Когда в воскресенье около «цыганского берега» на Снови конторские во главе с И.И. Стадниченко причалили лодки к берегу, выбрав это место для маевки, я из-за кустов хотел сделать сюрприз и неожиданно пустить ракету. Но эффекта не получилось: ракета, видно, была подмочена, и, пущенная не из ракетницы, рванула в бок и обожгла мне щеку. Вся компания собралась около меня в недоумении. Я, конечно, объяснил причину.

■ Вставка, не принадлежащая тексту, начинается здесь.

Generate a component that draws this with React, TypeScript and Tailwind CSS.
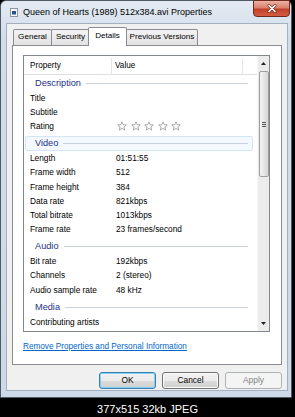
import React from "react";

type Item = { k: string; v?: string; stars?: boolean } | { group: string; hot?: boolean; first?: boolean };

const items: Item[] = [
  { group: "Description", first: true },
  { k: "Title" },
  { k: "Subtitle" },
  { k: "Rating", stars: true },
  { group: "Video", hot: true },
  { k: "Length", v: "01:51:55" },
  { k: "Frame width", v: "512" },
  { k: "Frame height", v: "384" },
  { k: "Data rate", v: "821kbps" },
  { k: "Total bitrate", v: "1013kbps" },
  { k: "Frame rate", v: "23 frames/second" },
  { group: "Audio" },
  { k: "Bit rate", v: "192kbps" },
  { k: "Channels", v: "2 (stereo)" },
  { k: "Audio sample rate", v: "48 kHz" },
  { group: "Media" },
  { k: "Contributing artists" },
];

function Star() {
  return (
    <svg width="10" height="10" viewBox="0 0 10 10">
      <path
        d="M5 0.8 L6.2 3.7 L9.3 3.9 L6.9 5.9 L7.7 9.1 L5 7.4 L2.3 9.1 L3.1 5.9 L0.7 3.9 L3.8 3.7 Z"
        fill="#fbfbfb"
        stroke="#a4a4a4"
        strokeWidth="0.9"
        strokeLinejoin="round"
      />
    </svg>
  );
}

function Group({ label, hot, first }: { label: string; hot?: boolean; first?: boolean }) {
  return (
    <div className={"shrink-0 " + (first ? "h-[16px] pt-[1px]" : "h-[17.8px] pt-[2.8px]")}>
      <div
        className={
          "h-[15px] ml-[1px] mr-[4px] flex items-center pl-[9px] pr-[4px] rounded-[2px] border " +
          (hot ? "border-[#d3e6f5] bg-[#f3f9fe]" : "border-transparent")
        }
      >
        <span className="text-[9.2px] text-[#1e3287] leading-none">{label}</span>
        <div className="flex-1 h-px ml-[5px] bg-[#c9d1dc]" />
      </div>
    </div>
  );
}

function Row({ k, v, stars }: { k: string; v?: string; stars?: boolean }) {
  return (
    <div className="shrink-0 h-[14.2px] flex items-center text-[8.3px] text-black leading-none">
      <div className="w-[92px] pl-[6px] shrink-0">{k}</div>
      {stars ? (
        <div className="flex gap-[3.5px] ml-[1px]">
          <Star />
          <Star />
          <Star />
          <Star />
          <Star />
        </div>
      ) : (
        <div>{v}</div>
      )}
    </div>
  );
}

function Btn({ label, focus, disabled }: { label: string; focus?: boolean; disabled?: boolean }) {
  const cls = disabled
    ? "border-[#adb2b5] bg-[#f4f4f4] text-[#838383]"
    : focus
    ? "border-[#3c7fb1] bg-[linear-gradient(#f2f2f2,#ebebeb_50%,#dddddd_50%,#cfcfcf)] text-black shadow-[inset_0_0_0_1px_#7fd0f4]"
    : "border-[#707070] bg-[linear-gradient(#f2f2f2,#ebebeb_50%,#dddddd_50%,#cfcfcf)] text-black shadow-[inset_0_0_0_1px_#fcfcfc]";
  return (
    <div className={"w-[57px] h-[17px] rounded-[3px] border flex items-center justify-center text-[8.4px] " + cls}>
      {label}
    </div>
  );
}

export default function App() {
  return (
    <div className="w-[295px] h-[417px] bg-black flex flex-col overflow-hidden font-['Liberation_Sans',Arial,sans-serif]">
      <div className="w-[292px] h-[398px] shrink-0 flex flex-col border border-[#505b68] rounded-t-[6px] bg-[linear-gradient(#e3eaf3,#d2dde9_40px,#cdd9e6)]">
        {/* title bar */}
        <div className="h-[22px] shrink-0 flex items-start justify-between">
          <div className="h-full flex items-center pl-[9px] gap-[5px] pt-[1px]">
            <svg width="8" height="9" viewBox="0 0 8 9">
              <rect x="0.5" y="0.5" width="7" height="8" fill="#f4f6f8" stroke="#8a96a4" />
              <rect x="2" y="3" width="4" height="3.5" fill="#2c4f86" />
            </svg>
            <span className="text-[9px] text-black leading-none">Queen of Hearts (1989) 512x384.avi Properties</span>
          </div>
          <div className="w-[37px] h-[17px] -mt-px mr-[1px] rounded-b-[4px] border border-[#6e2a1e] bg-[linear-gradient(#eab1a3,#d9826d_45%,#c2402a_55%,#d45d43)] flex items-center justify-center">
            <svg width="12" height="9" viewBox="0 0 12 9">
              <path d="M3 1.5 L9 7.5 M9 1.5 L3 7.5" stroke="#7a2a1c" strokeWidth="3" strokeLinecap="round" />
              <path d="M3 1.5 L9 7.5 M9 1.5 L3 7.5" stroke="#ffffff" strokeWidth="1.7" strokeLinecap="round" />
            </svg>
          </div>
        </div>

        {/* client */}
        <div className="ml-[5px] mr-[3px] h-[368px] shrink-0 border border-[#a3b0bf] bg-[#f0f0f0] flex flex-col px-[5px] pt-[3px]">
          {/* tabs */}
          <div className="h-[18px] shrink-0 flex items-end pl-[1px] text-[8.1px] text-black leading-none">
            <div className="w-[39px] h-[16px] border border-b-0 border-[#898c95] rounded-t-[2px] bg-[linear-gradient(#f3f3f3,#e2e2e2)] flex items-center justify-center">
              General
            </div>
            <div className="w-[39px] h-[16px] -ml-px border border-b-0 border-[#898c95] rounded-t-[2px] bg-[linear-gradient(#f3f3f3,#e2e2e2)] flex items-center justify-center">
              Security
            </div>
            <div className="relative z-10 w-[39px] h-[19px] -ml-[2px] -mb-px border border-b-0 border-[#898c95] rounded-t-[2px] bg-white flex items-center justify-center pb-[1px]">
              Details
            </div>
            <div className="w-[72px] h-[16px] -ml-px border border-b-0 border-[#898c95] rounded-t-[2px] bg-[linear-gradient(#f3f3f3,#e2e2e2)] flex items-center justify-center">
              Previous Versions
            </div>
          </div>

          {/* panel */}
          <div className="h-[320px] shrink-0 border border-[#898c95] bg-white flex flex-col pt-[9px] pl-[10px] pr-[11px]">
            <div className="h-[277px] shrink-0 border border-[#828790] flex">
              <div className="flex-1 flex flex-col overflow-hidden">
                <div className="h-[19px] shrink-0 flex border-b border-[#dcdfe3] text-[8.2px] leading-none text-black pt-[2px]">
                  <div className="w-[88px] pl-[6px] flex items-center border-r border-[#e3e6ea]">Property</div>
                  <div className="w-[131px] pl-[3px] flex items-center border-r border-[#e3e6ea]">Value</div>
                  <div className="flex-1" />
                </div>
                {items.map((it, i) =>
                  "group" in it ? (
                    <Group key={i} label={it.group} hot={it.hot} first={it.first} />
                  ) : (
                    <Row key={i} k={it.k} v={it.v} stars={it.stars} />
                  )
                )}
              </div>
              {/* scrollbar */}
              <div className="w-[12px] shrink-0 flex flex-col bg-[#ececec] border-l border-[#f7f7f7]">
                <div className="h-[15px] flex items-center justify-center">
                  <svg width="5" height="3" viewBox="0 0 5 3">
                    <path d="M0 3 L2.5 0 L5 3 Z" fill="#222" />
                  </svg>
                </div>
                <div className="h-[106px] mx-[0.5px] rounded-[2px] border border-[#9d9d9d] bg-[linear-gradient(90deg,#f4f4f4,#e6e6e6_50%,#d6d6d6)] flex flex-col items-center justify-center gap-[1px]">
                  <div className="w-[4px] h-px bg-[#555]" />
                  <div className="w-[4px] h-px bg-[#555]" />
                  <div className="w-[4px] h-px bg-[#555]" />
                </div>
                <div className="flex-1" />
                <div className="h-[15px] flex items-center justify-center">
                  <svg width="5" height="3" viewBox="0 0 5 3">
                    <path d="M0 0 L2.5 3 L5 0 Z" fill="#222" />
                  </svg>
                </div>
              </div>
            </div>
            <div className="mt-[10px] h-[10px] flex items-center text-[8.2px] leading-none text-[#0066cc] underline">
              Remove Properties and Personal Information
            </div>
          </div>

          {/* buttons */}
          <div className="mt-[7px] flex justify-end gap-[6px]">
            <Btn label="OK" focus />
            <Btn label="Cancel" />
            <Btn label="Apply" disabled />
          </div>
        </div>
      </div>
      <div className="flex-1 flex items-center justify-center pt-[3px] text-[11px] text-white leading-none">
        377x515 32kb JPEG
      </div>
    </div>
  );
}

Сразу же после майских праздников 1924 года я распрощался с Москвой, прожив в ней ровно один год. Богат впечатлениями был этот год, и много он мне дал в моем общем духовном развитии. Музеи, картинные галереи обогатили мои знания и расширили кругозор. Я побывал почти во всех главных музеях и галереях. И не только в главных. Помню, попал даже в новый небольшой музей где-то на Разгуляе, где были выставлены произведения Коненкова и каких-то футуристов. Пешком я исходил немало мест, на которые не ступала нога коренных москвичей. Те же Тоня Якшина и ее подруга Захарова, раскрыв рты, слушали мои рассказы о незнакомых им уголках Москвы, где они отродясь не бывали. Много походил я по всевозможным Лефортовским, Немецким, Баумановским, Мясницким, Кузнецким, Грузинским, Пресненским и многим, многим другим улицам. Побывал на всех девяти вокзалах. Не раз замыкал круг Бульварного и Садового колец. Не раз попадал под ливни, и, разувшись, босиком, как все, шел домой. Особенно после ливня ревела, извергаясь из трубы в Москву реку, река Неглинка. Шлялся по Китай-городу, лазил по Воробьевым горам, бродил по Нескучному саду, не забывая заглянуть на Сухаревку.